The UNSC, conceptualised as a forum for collective decision-making for international peace and security, has paradoxically become a stage where the strategic interests of a select few hold disproportionate influence.

The Council’s inability to prevent genocides, resolve long-standing conflicts, and address humanitarian crises stems primarily from the influence of the P5 countries on the Council’s decisions and resolutions—whether in maintaining alliances, imposing sanctions, selective intervention, or avoiding actions that could disrupt the geopolitical dynamics—which seek to protect the strategic interests of these five countries.

This compromises its ability to address conflicts impartially, maintain the credibility necessary for effective conflict resolution, and fulfil its mandate to maintain global peace and security. 

Israeli Occupation (1948-Now)

The Israeli occupation of Palestine was sanctioned by the United Nations’ adoption of resolution 181, known as the Partition Plan, in 1947, that approved the division of the colonial British Mandate of Palestine into Arab and Jewish states.
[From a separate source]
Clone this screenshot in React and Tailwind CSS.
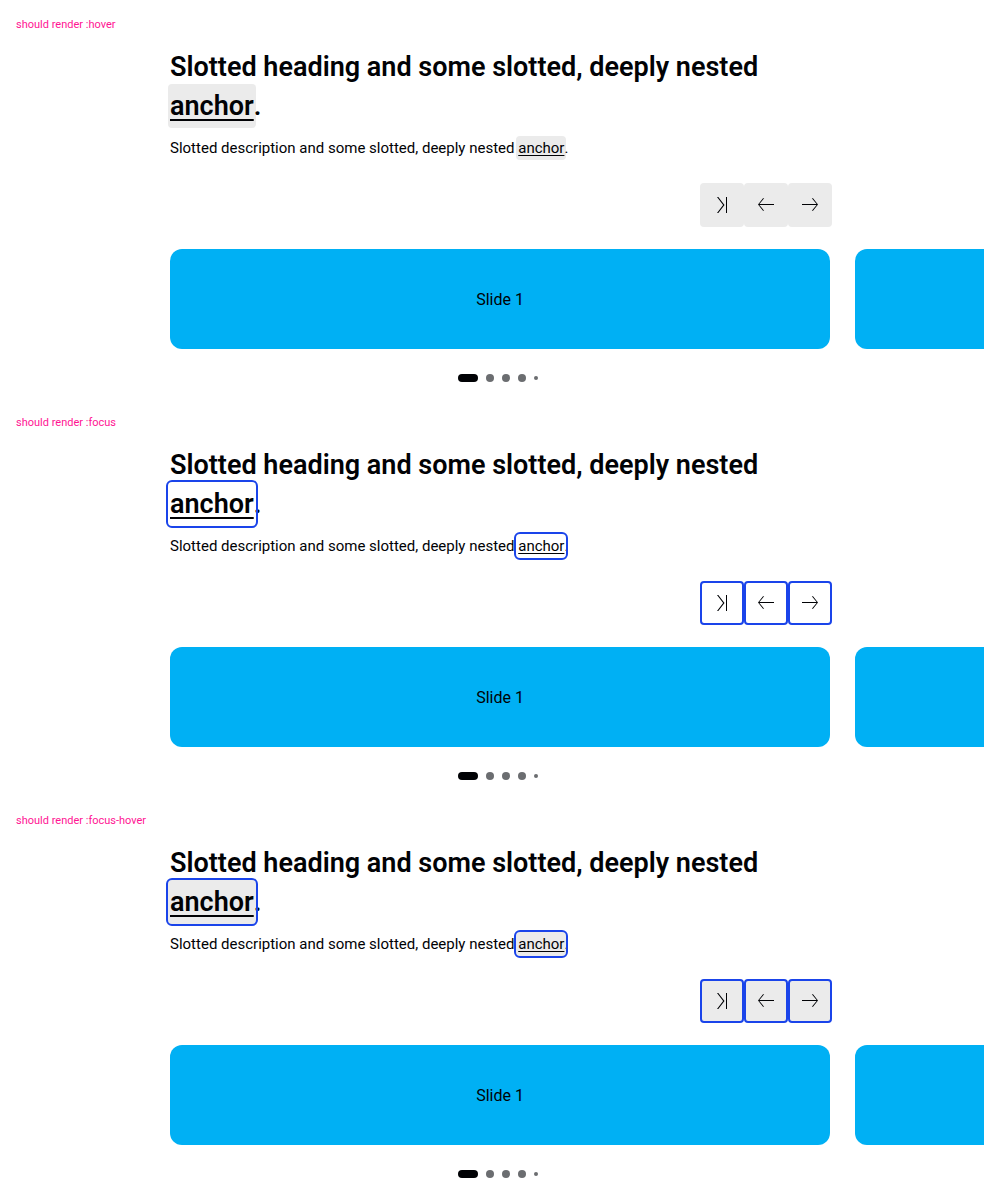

Since the establishment of Israel in 1948, its Zionist ideology and settler colonialism, supported by the Western world, particularly the United States, has resulted in Arab-Israeli wars, continued armed conflict, displacement, and ethnic cleansing of the indigenous Palestinian people. Today, Israel controls more than 85% of historic Palestine.

Ongoing Israeli attacks on Gaza since October 7 alone have killed around 24,000 Palestinian civilians, injured over 60,000 people, displaced more than 80% of Gaza’s 2.4 million population with no safe spaces left since the beginning of its ground offensive, rendered 1.5 million people homeless, reduced the entire city to rubble, and restricted the access of humanitarian aid and assistance to the Gaza strip.

As Israel continues the genocide and ethnic cleansing of the Palestinian people under the sham of combatting terrorist elements of Hamas, the world turns a blind eye to the woes of these innocent civilians as the global power corridors fail to even pass a resolution in the UNSC that calls for an immediate ceasefire between Israel and Hamas, release of all hostages, and delivery of humanitarian aid.

This failure of the UNSC to adopt a binding ceasefire resolution is primarily due to the veto vote casted by the United States. As of 18th December, the US has used its Security Council veto 45 times since 1945 to protect Israel from critical resolutions to protect its strategic alliance with Israel, pursue its foreign policy objectives, and sustain its influence in the international arena. The conflict that was created by colonisation is now being sustained by coloniality in the modern world.

Decolonising the UNSC

The imperative for the decolonisation of the United Nations’ Security Council necessitates a radical reconsideration of its structural framework. Subject matter experts such as Hannah Ryder, Anna Baisch, and Ovigwe Eguegu argue in favour of the abolition of the permanent membership status, making all 15 seats in the UNSC temporary and subject to re-election every five years to ensure continuity but also prevent prolonged dominance, ensuring non-regional open competition for each seat.

Moreover, they believe “veto-based decision-making on behalf of others, as the Security Council does, should be earned, and criteria for responsibility and capability transparently demonstrated and rewarded”. However, such an ambitious decolonisation of the UNSC cannot be realised as the P5 would not allow for reforms which could potentially jeopardise their powers and hegemony.

This persistence of coloniality within the structures of global governance, characterised by the power dynamics of the UNSC, serves as a stark reminder that the legacies of historical colonialism continue to shape and influence the contemporary landscape of international relations, deterring the pursuit of a truly egalitarian and inclusive international order.